Pour Olivier et son équipe, il a fallu trouver un équilibre financier qui ne dépend aucunement des aides publiques. C’est en ce sens qu’il s’est lancé dans la Creative Factory deux années de suite. Après un petit échec lors de la première saison, il a souhaité travailler davantage son projet. C’est ce qui lui a permis de faire partie des 6 lauréats de 2017 pour sa seconde tentative. L’accompagnement a été essentiel pour le directeur du théâtre qui a définitivement pris confiance en lui et a ainsi pu concrétiser son rêve : lancer la création de son propre théâtre.

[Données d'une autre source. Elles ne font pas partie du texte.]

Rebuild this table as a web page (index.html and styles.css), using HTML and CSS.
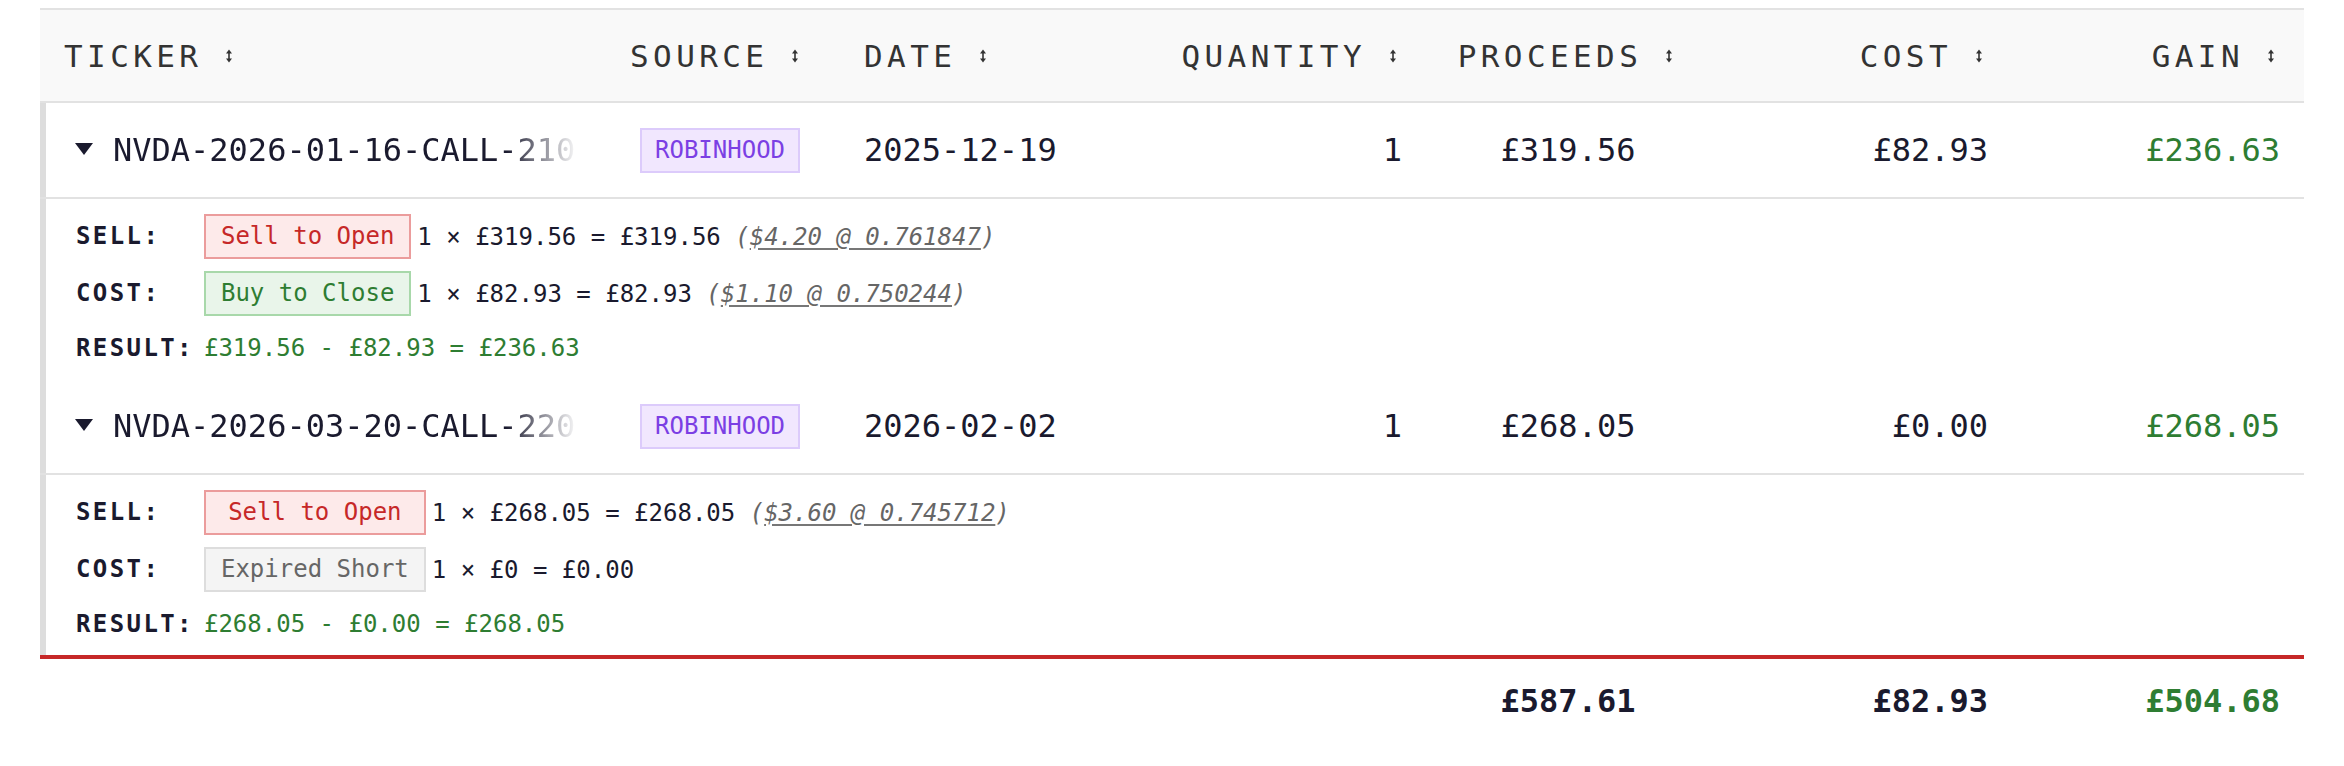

Theatre Beaulieu Les Tenors
© 021 PROD – Les Tenors

Quelques temps après la Creative Factory, il a su saisir une opportunité, pour entériner son projet d’ouverture, à quelques encablures du 9, boulevard Vincent Gâche. Le prochain théâtre, qui devrait ouvrir dans un an et demi, se situera à proximité du pont Georges Clemenceau. Des nouveautés ou des évolutions verront le jour avec ce lieu. Comme, par exemple, le développement des ateliers théâtre et du groupe vocal, des créations jeunes publics d’envergure novatrices sur Nantes, un doublement des représentations le samedi et des ouvertures en semaine.

« Il ne faut pas trop se prendre au sérieux, je sais d’où je viens, je ne me laisse pas griser par les avis ou les chiffres. J’aime ce métier et je continuerai tant que cela me motivera. Je serais capable de laisser les clés de mon théâtre le jour où je sentirai qu’il faut passer à autre chose. »

Ce lieu convivial et adapté au théâtre professionnel permettra de développer davantage de grandes productions comme Thé à la menthe ou t’es citron ou Panique en coulisses qui ont demandé davantage de moyens financiers et matériels. Là serait donc l’objectif principal. Développer des pièces importantes, comme ils ont apprécié le tester à Vincent Gâche. Il serait effectivement dommage de ne pas profiter de la taille d’une telle scène.

Olivier nous raconte l’histoire de la Compagnie Même Pas Cap et du Théâtre Beaulieu

« J’ai monté cette compagnie en 2001. Je voulais être comédien mais je ne savais pas comment m’y prendre car je viens du milieu de la radio. Lors de mes premières années nantaises, je travaillais à Radio Nantes qui est devenu Hit West. Je faisais les matinales.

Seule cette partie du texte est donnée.